** START **

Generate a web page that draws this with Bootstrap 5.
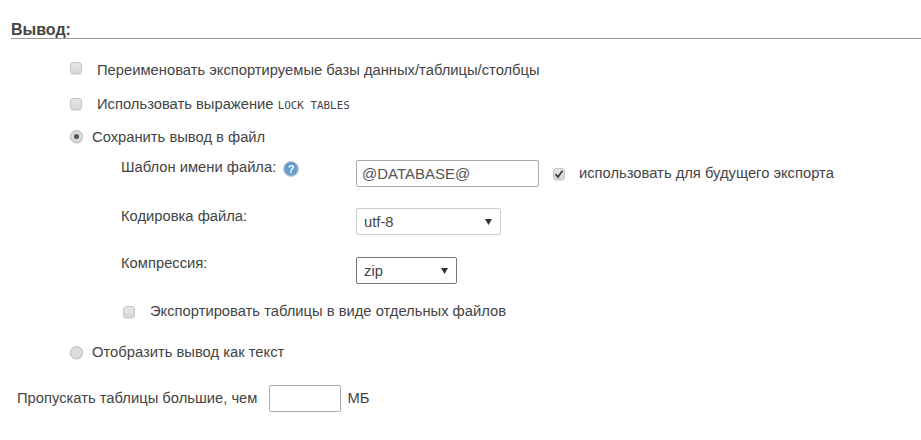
<!DOCTYPE html>
<html lang="ru">
<head>
<meta charset="utf-8">
<title>Вывод</title>
<link href="https://cdn.jsdelivr.net/npm/bootstrap@5.3.0/dist/css/bootstrap.min.css" rel="stylesheet">
<style>
html, body { background: #fff; }
body { font-family: "Liberation Sans", Arial, sans-serif; font-size: 14.75px; line-height: 17px; color: #444; width: 921px; height: 440px; overflow: hidden; }
.out-head { margin: 21px 0 0 11px; height: 18px; font-size: 16px; font-weight: 700; line-height: 17px; border-bottom: 1px solid #999; color: #444; }
.opt-row { margin-left: 70px; height: 17px; }
.fake-box { flex: none; width: 12px; height: 12px; border: 1px solid #c4c4c4; border-radius: 3px; background: linear-gradient(#e6e6e6, #d8d8d8); box-shadow: 0 1px 1px rgba(0,0,0,.1); display: flex; align-items: center; justify-content: center; }
.fake-round { flex: none; width: 13px; height: 13px; border: 1px solid #b8b8b8; border-radius: 50%; background: #dcdcdc; box-shadow: 0 1px 1px rgba(0,0,0,.1); display: flex; align-items: center; justify-content: center; }
.fake-round i { width: 5px; height: 5px; border-radius: 50%; background: #555; display: block; }
.lock-code { font-family: "DejaVu Sans Mono", monospace; font-size: 10.9px; color: #444; }
.r1 { margin-top: 23px; }
.r2 { margin-top: 17px; }
.r3 { margin-top: 16px; }
.r1 .fake-box, .r2 .fake-box { margin-right: 15px; }
.r2 .fake-box { margin-top: 2px; }
.r3 .fake-round { margin-top: 1px; }
.r3 .fake-round, .r-text .fake-round { margin-right: 9px; }
.sub-area { margin-left: 121px; }
.field-row { display: flex; }
.row-name { margin-top: 14px; }
.row-enc { margin-top: 21px; }
.row-comp { margin-top: 22px; }
.field-lab { width: 235px; flex: none; }
.lab-name { margin-top: -1px; }
.lab-comp { margin-top: -2px; }
.txt-in { width: 183px; height: 27px; border: 1px solid #aaa; border-radius: 2px; background: #fff; color: #555; font-size: 15px; padding: 0 5px; outline: 0; }
.keep-opt { margin-left: 14px; height: 27px; }
.keep-opt .fake-box { margin-right: 14px; }
.sel-box { height: 27px; border-radius: 2px; background: #fff; color: #444; padding: 0 8px 0 7px; font-size: 14.75px; line-height: 26px; }
.sel-enc { width: 145px; border: 1px solid #ccc; }
.sel-comp { width: 101px; border: 1px solid #777; }
.help-ico { margin-left: 7px; margin-top: 2px; }
.export-row { margin-top: 19px; height: 17px; }
.export-row .fake-box { margin-left: 2px; margin-right: 15px; }
.r-text { margin-left: 70px; height: 17px; margin-top: 24px; }
.last-row { margin: 24px 0 0 17px; height: 27px; }
.size-in { width: 72px; height: 27px; border: 1px solid #aaa; border-radius: 2px; margin: 0 6px 0 12px; background: #fff; outline: 0; }
</style>
</head>
<body>
<div class="out-head">Вывод:</div>

<div class="opt-row r1 d-flex align-items-start"><span class="fake-box"></span><span>Переименовать экспортируемые базы данных/таблицы/столбцы</span></div>
<div class="opt-row r2 d-flex align-items-start"><span class="fake-box"></span><span>Использовать выражение <code class="lock-code">LOCK TABLES</code></span></div>
<div class="opt-row r3 d-flex align-items-start"><span class="fake-round"><i></i></span><span>Сохранить вывод в файл</span></div>

<div class="sub-area">
  <div class="field-row row-name">
    <div class="field-lab lab-name d-flex align-items-start"><span>Шаблон имени файла:</span>
      <svg class="help-ico" width="16" height="16" viewBox="0 0 16 16"><defs><radialGradient id="hg" cx="50%" cy="45%" r="60%"><stop offset="0" stop-color="#5f93cb"/><stop offset=".7" stop-color="#6f9ccb"/><stop offset="1" stop-color="#b4cbe2"/></radialGradient></defs><circle cx="8" cy="8" r="7.5" fill="url(#hg)" stroke="#b9cbdd" stroke-width=".8"/><text x="8" y="12" font-family="Liberation Sans" font-size="11" font-weight="700" text-anchor="middle" fill="#fff">?</text></svg>
    </div>
    <input class="txt-in" value="@DATABASE@">
    <div class="keep-opt d-flex align-items-center">
      <span class="fake-box"><svg width="10" height="10" viewBox="0 0 10 10"><path d="M1.5 5.2 4 8 8.5 1.8" fill="none" stroke="#444" stroke-width="1.9"/></svg></span>
      <span>использовать для будущего экспорта</span>
    </div>
  </div>
  <div class="field-row row-enc">
    <div class="field-lab">Кодировка файла:</div>
    <div class="sel-box sel-enc d-flex justify-content-between align-items-center"><span>utf-8</span><svg width="7" height="6" viewBox="0 0 7 6"><path d="M0 0H7L3.5 6Z" fill="#333"/></svg></div>
  </div>
  <div class="field-row row-comp">
    <div class="field-lab lab-comp">Компрессия:</div>
    <div class="sel-box sel-comp d-flex justify-content-between align-items-center"><span>zip</span><svg width="7" height="6" viewBox="0 0 7 6"><path d="M0 0H7L3.5 6Z" fill="#333"/></svg></div>
  </div>
  <div class="export-row d-flex align-items-center">
    <span class="fake-box"></span><span>Экспортировать таблицы в виде отдельных файлов</span>
  </div>
</div>

<div class="r-text d-flex align-items-center"><span class="fake-round"></span><span>Отобразить вывод как текст</span></div>

<div class="last-row d-flex align-items-center"><span>Пропускать таблицы большие, чем</span><input class="size-in"><span>МБ</span></div>
</body>
</html>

** END **

**Task requirements:**
Repeat the material above in full and exactly, omitting the pictures.

**Answer to the problem:**
Generate a web page that draws this with Bootstrap 5.
<!DOCTYPE html>
<html lang="ru">
<head>
<meta charset="utf-8">
<title>Вывод</title>
<link href="https://cdn.jsdelivr.net/npm/bootstrap@5.3.0/dist/css/bootstrap.min.css" rel="stylesheet">
<style>
html, body { background: #fff; }
body { font-family: "Liberation Sans", Arial, sans-serif; font-size: 14.75px; line-height: 17px; color: #444; width: 921px; height: 440px; overflow: hidden; }
.out-head { margin: 21px 0 0 11px; height: 18px; font-size: 16px; font-weight: 700; line-height: 17px; border-bottom: 1px solid #999; color: #444; }
.opt-row { margin-left: 70px; height: 17px; }
.fake-box { flex: none; width: 12px; height: 12px; border: 1px solid #c4c4c4; border-radius: 3px; background: linear-gradient(#e6e6e6, #d8d8d8); box-shadow: 0 1px 1px rgba(0,0,0,.1); display: flex; align-items: center; justify-content: center; }
.fake-round { flex: none; width: 13px; height: 13px; border: 1px solid #b8b8b8; border-radius: 50%; background: #dcdcdc; box-shadow: 0 1px 1px rgba(0,0,0,.1); display: flex; align-items: center; justify-content: center; }
.fake-round i { width: 5px; height: 5px; border-radius: 50%; background: #555; display: block; }
.lock-code { font-family: "DejaVu Sans Mono", monospace; font-size: 10.9px; color: #444; }
.r1 { margin-top: 23px; }
.r2 { margin-top: 17px; }
.r3 { margin-top: 16px; }
.r1 .fake-box, .r2 .fake-box { margin-right: 15px; }
.r2 .fake-box { margin-top: 2px; }
.r3 .fake-round { margin-top: 1px; }
.r3 .fake-round, .r-text .fake-round { margin-right: 9px; }
.sub-area { margin-left: 121px; }
.field-row { display: flex; }
.row-name { margin-top: 14px; }
.row-enc { margin-top: 21px; }
.row-comp { margin-top: 22px; }
.field-lab { width: 235px; flex: none; }
.lab-name { margin-top: -1px; }
.lab-comp { margin-top: -2px; }
.txt-in { width: 183px; height: 27px; border: 1px solid #aaa; border-radius: 2px; background: #fff; color: #555; font-size: 15px; padding: 0 5px; outline: 0; }
.keep-opt { margin-left: 14px; height: 27px; }
.keep-opt .fake-box { margin-right: 14px; }
.sel-box { height: 27px; border-radius: 2px; background: #fff; color: #444; padding: 0 8px 0 7px; font-size: 14.75px; line-height: 26px; }
.sel-enc { width: 145px; border: 1px solid #ccc; }
.sel-comp { width: 101px; border: 1px solid #777; }
.help-ico { margin-left: 7px; margin-top: 2px; }
.export-row { margin-top: 19px; height: 17px; }
.export-row .fake-box { margin-left: 2px; margin-right: 15px; }
.r-text { margin-left: 70px; height: 17px; margin-top: 24px; }
.last-row { margin: 24px 0 0 17px; height: 27px; }
.size-in { width: 72px; height: 27px; border: 1px solid #aaa; border-radius: 2px; margin: 0 6px 0 12px; background: #fff; outline: 0; }
</style>
</head>
<body>
<div class="out-head">Вывод:</div>

<div class="opt-row r1 d-flex align-items-start"><span class="fake-box"></span><span>Переименовать экспортируемые базы данных/таблицы/столбцы</span></div>
<div class="opt-row r2 d-flex align-items-start"><span class="fake-box"></span><span>Использовать выражение <code class="lock-code">LOCK TABLES</code></span></div>
<div class="opt-row r3 d-flex align-items-start"><span class="fake-round"><i></i></span><span>Сохранить вывод в файл</span></div>

<div class="sub-area">
  <div class="field-row row-name">
    <div class="field-lab lab-name d-flex align-items-start"><span>Шаблон имени файла:</span>
      <svg class="help-ico" width="16" height="16" viewBox="0 0 16 16"><defs><radialGradient id="hg" cx="50%" cy="45%" r="60%"><stop offset="0" stop-color="#5f93cb"/><stop offset=".7" stop-color="#6f9ccb"/><stop offset="1" stop-color="#b4cbe2"/></radialGradient></defs><circle cx="8" cy="8" r="7.5" fill="url(#hg)" stroke="#b9cbdd" stroke-width=".8"/><text x="8" y="12" font-family="Liberation Sans" font-size="11" font-weight="700" text-anchor="middle" fill="#fff">?</text></svg>
    </div>
    <input class="txt-in" value="@DATABASE@">
    <div class="keep-opt d-flex align-items-center">
      <span class="fake-box"><svg width="10" height="10" viewBox="0 0 10 10"><path d="M1.5 5.2 4 8 8.5 1.8" fill="none" stroke="#444" stroke-width="1.9"/></svg></span>
      <span>использовать для будущего экспорта</span>
    </div>
  </div>
  <div class="field-row row-enc">
    <div class="field-lab">Кодировка файла:</div>
    <div class="sel-box sel-enc d-flex justify-content-between align-items-center"><span>utf-8</span><svg width="7" height="6" viewBox="0 0 7 6"><path d="M0 0H7L3.5 6Z" fill="#333"/></svg></div>
  </div>
  <div class="field-row row-comp">
    <div class="field-lab lab-comp">Компрессия:</div>
    <div class="sel-box sel-comp d-flex justify-content-between align-items-center"><span>zip</span><svg width="7" height="6" viewBox="0 0 7 6"><path d="M0 0H7L3.5 6Z" fill="#333"/></svg></div>
  </div>
  <div class="export-row d-flex align-items-center">
    <span class="fake-box"></span><span>Экспортировать таблицы в виде отдельных файлов</span>
  </div>
</div>

<div class="r-text d-flex align-items-center"><span class="fake-round"></span><span>Отобразить вывод как текст</span></div>

<div class="last-row d-flex align-items-center"><span>Пропускать таблицы большие, чем</span><input class="size-in"><span>МБ</span></div>
</body>
</html>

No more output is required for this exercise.